Social media influencers are not without their form of paparazzi. Drama channels and “tea” pages are the influencer equivalents of tabloid magazines and Perez Hilton. Amongst the most popular is “@tiktokroom”, an Instagram account dedicated to TikTok drama that has accumulated over 2 million followers. Accounts like these are a constant flow of information regarding romantic relationships, business partnerships, and iconic moments of social media influencers. Influencers often interact with these pages – commenting on posts to clear up rumors about themselves or to thank them for posting about their accomplishments – boosting their popularity in the process.

Learning about social media drama does not just come from actively engaging with drama accounts, but just passive engagement with social media platforms in general.
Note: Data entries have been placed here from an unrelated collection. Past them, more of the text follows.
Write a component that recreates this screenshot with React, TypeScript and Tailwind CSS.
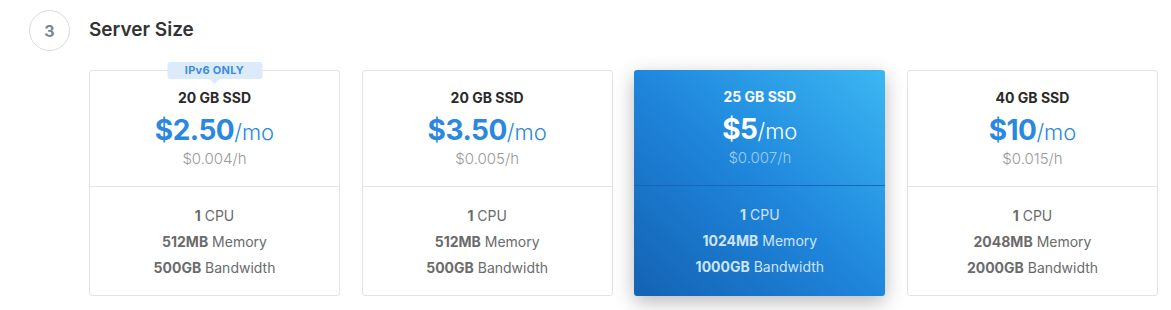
import React from "react";

type Plan = {
  disk: string;
  price: string;
  hourly: string;
  cpu: string;
  memory: string;
  bandwidth: string;
  badge?: string;
  active?: boolean;
};

const PLANS: Plan[] = [
  { disk: "20 GB SSD", price: "$2.50", hourly: "$0.004/h", cpu: "1", memory: "512MB", bandwidth: "500GB", badge: "IPv6 ONLY" },
  { disk: "20 GB SSD", price: "$3.50", hourly: "$0.005/h", cpu: "1", memory: "512MB", bandwidth: "500GB" },
  { disk: "25 GB SSD", price: "$5", hourly: "$0.007/h", cpu: "1", memory: "1024MB", bandwidth: "1000GB", active: true },
  { disk: "40 GB SSD", price: "$10", hourly: "$0.015/h", cpu: "1", memory: "2048MB", bandwidth: "2000GB" },
];

function PlanCard({ plan }: { plan: Plan }) {
  const a = plan.active;
  return (
    <div
      className={
        "relative flex h-[226px] flex-col rounded-[3px] " +
        (a
          ? "bg-gradient-to-tr from-[#1462b3] via-[#1f86dc] to-[#3cb7f2] shadow-[0_6px_20px_rgba(0,0,0,0.28)]"
          : "border border-[#e3e3e3] bg-white")
      }
    >
      {plan.badge && (
        <div className="absolute left-1/2 top-[-9px] -translate-x-1/2">
          <div className="flex h-[17px] w-[95px] items-center justify-center rounded-[3px] bg-[#dcebfa] text-[11px] font-bold tracking-[0.3px] text-[#3b8de0]">
            {plan.badge}
          </div>
          <div className="mx-auto h-0 w-0 border-x-[5px] border-t-[5px] border-x-transparent border-t-[#dcebfa]" />
        </div>
      )}
      <div
        className={
          "flex h-[116px] flex-col items-center pt-[17px] " +
          (a ? "border-b border-[#1767b8]" : "border-b border-[#e6e6e6]")
        }
      >
        <div className={"text-[14px] font-bold leading-[20px] " + (a ? "text-white" : "text-[#2a2a2a]")}>
          {plan.disk}
        </div>
        <div className={"mt-[5px] flex items-baseline leading-[34px] " + (a ? "text-white" : "text-[#2b88e0]")}>
          <span className="text-[28px] font-bold tracking-[-0.5px]">{plan.price}</span>
          <span className="text-[22px] font-light">/mo</span>
        </div>
        <div className={"text-[15px] font-light leading-[20px] " + (a ? "text-[#9fcdf2]" : "text-[#999999]")}>
          {plan.hourly}
        </div>
      </div>
      <div
        className={
          "flex flex-1 flex-col items-center pt-[16px] text-[14px] leading-[26px] " +
          (a ? "text-[#cfe4f8]" : "text-[#6b6b6b]")
        }
      >
        <div>
          <span className="font-bold">{plan.cpu}</span> CPU
        </div>
        <div>
          <span className="font-bold">{plan.memory}</span> Memory
        </div>
        <div>
          <span className="font-bold">{plan.bandwidth}</span> Bandwidth
        </div>
      </div>
    </div>
  );
}

export default function App() {
  return (
    <div
      className="h-[310px] w-[1171px] bg-white pl-[29px] pt-[10px]"
      style={{ fontFamily: "Inter, Lato, sans-serif" }}
    >
      <div className="flex items-center gap-[19px]">
        <div className="flex h-[41px] w-[41px] items-center justify-center rounded-full border border-[#d6dce2] text-[16px] font-bold text-[#7c8690]">
          3
        </div>
        <h2 className="text-[19px] font-semibold text-[#333333]">Server Size</h2>
      </div>
      <div className="ml-[60px] mt-[19px] grid w-[1069px] grid-cols-4 gap-[21.67px]">
        {PLANS.map((p, i) => (
          <PlanCard key={i} plan={p} />
        ))}
      </div>
    </div>
  );
}
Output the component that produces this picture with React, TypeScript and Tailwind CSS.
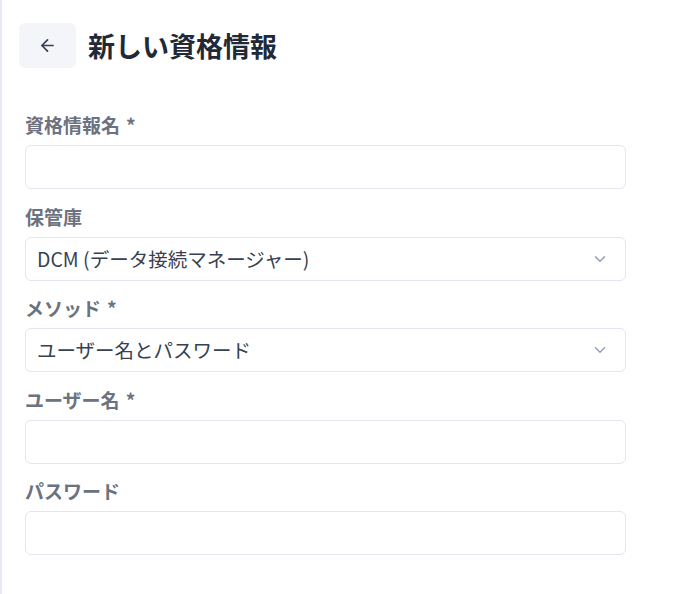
import { ArrowLeft, ChevronDown } from "lucide-react";

const font = { fontFamily: '"Noto Sans CJK JP", "Noto Sans", sans-serif' };

function Field({ label, required, children }: { label: string; required?: boolean; children: React.ReactNode }) {
  return (
    <div className="flex flex-col">
      <label className="text-[19px] leading-6 font-bold text-[#6b7280] mb-2">
        {label}
        {required && <span className="ml-1.5 font-semibold">*</span>}
      </label>
      {children}
    </div>
  );
}

function TextInput() {
  return (
    <input
      type="text"
      className="h-[44px] w-full rounded-md border border-[#e2e6f2] bg-white pl-[11px] text-[19.5px] text-[#374151] outline-none"
    />
  );
}

function SelectBox({ value }: { value: string }) {
  return (
    <div className="h-[44px] w-full rounded-md border border-[#e2e6f2] bg-white pl-[11px] pr-[16px] flex items-center justify-between">
      <span className="text-[19.5px] text-[#374151]">{value}</span>
      <ChevronDown size={18} strokeWidth={2} className="text-[#94a0b8]" />
    </div>
  );
}

export default function App() {
  return (
    <div className="h-[594px] w-full bg-white border-l-2 border-[#e6e8f5]" style={font}>
      <div className="flex items-center pl-[17px] pt-[23px]">
        <button className="h-[45px] w-[57px] rounded-md bg-[#f4f5f9] flex items-center justify-center text-[#374151]">
          <ArrowLeft size={19} strokeWidth={2.2} />
        </button>
        <h1 className="ml-3 text-[27px] leading-9 font-bold text-[#1f2937]">新しい資格情報</h1>
      </div>

      <div className="mt-[45px] pl-[23px] w-[624px] flex flex-col gap-[15.5px]">
        <Field label="資格情報名" required>
          <TextInput />
        </Field>
        <Field label="保管庫">
          <SelectBox value="DCM (データ接続マネージャー)" />
        </Field>
        <Field label="メソッド" required>
          <SelectBox value="ユーザー名とパスワード" />
        </Field>
        <Field label="ユーザー名" required>
          <TextInput />
        </Field>
        <Field label="パスワード">
          <TextInput />
        </Field>
      </div>
    </div>
  );
}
Algorithms on Twitter, TikTok and Instagram can put content made about social media drama in the face of users who aren’t actively seeking it out. 

“I would be [scrolling through TikTok] and some videos about the current Tiktok drama would show up,” stated Meskie Hyman, ‘22. “I used to follow Instagram pages like Worldstar but I’ve never routinely checked drama pages, the drama I hear is usually through the grapevine and from the conversation.” 

Influencer drama has become an important part of popular culture, but its effect outside of the internet can range from insufficient to career-ending. Depending on the severity of the drama, the influencers involved could lose their credibility with their fans, eligibility for paid sponsorships, and even the respect of their peers. For example, popular influencer James Charles was recently accused of illegally soliciting minors, and as a result, lost his multi-million dollar sponsorship with the makeup brand Morphe

But the public, as spectators, usually follows the drama through social media, even though it has no personal impact on their lives. So why all of the interest? Why does “#___isover”  end up trending on Twitter every time a social media celebrity screws up? “I don’t think people really care [about influencer drama], maybe it can be exciting, especially if it’s really scandalous,” Hyman commented. “I think that it’s more of a quick escape of reality and it doesn’t influence the direction of anyone’s life so it’s not important at all, it’s just entertaining sometimes.”

Nevertheless, people can not seem to stay away from the drama. The @tiktokroom Instagram account has gained over 1.5 million followers since March 2020 and popular drama Youtube channels like “Spill Sesh” and “Tea Spill” have gained hundreds of thousands of subscribers off of commenting on the scandals of internet influencers. Internet drama might seem unimportant, but it most definitely has a magnetic appeal to it.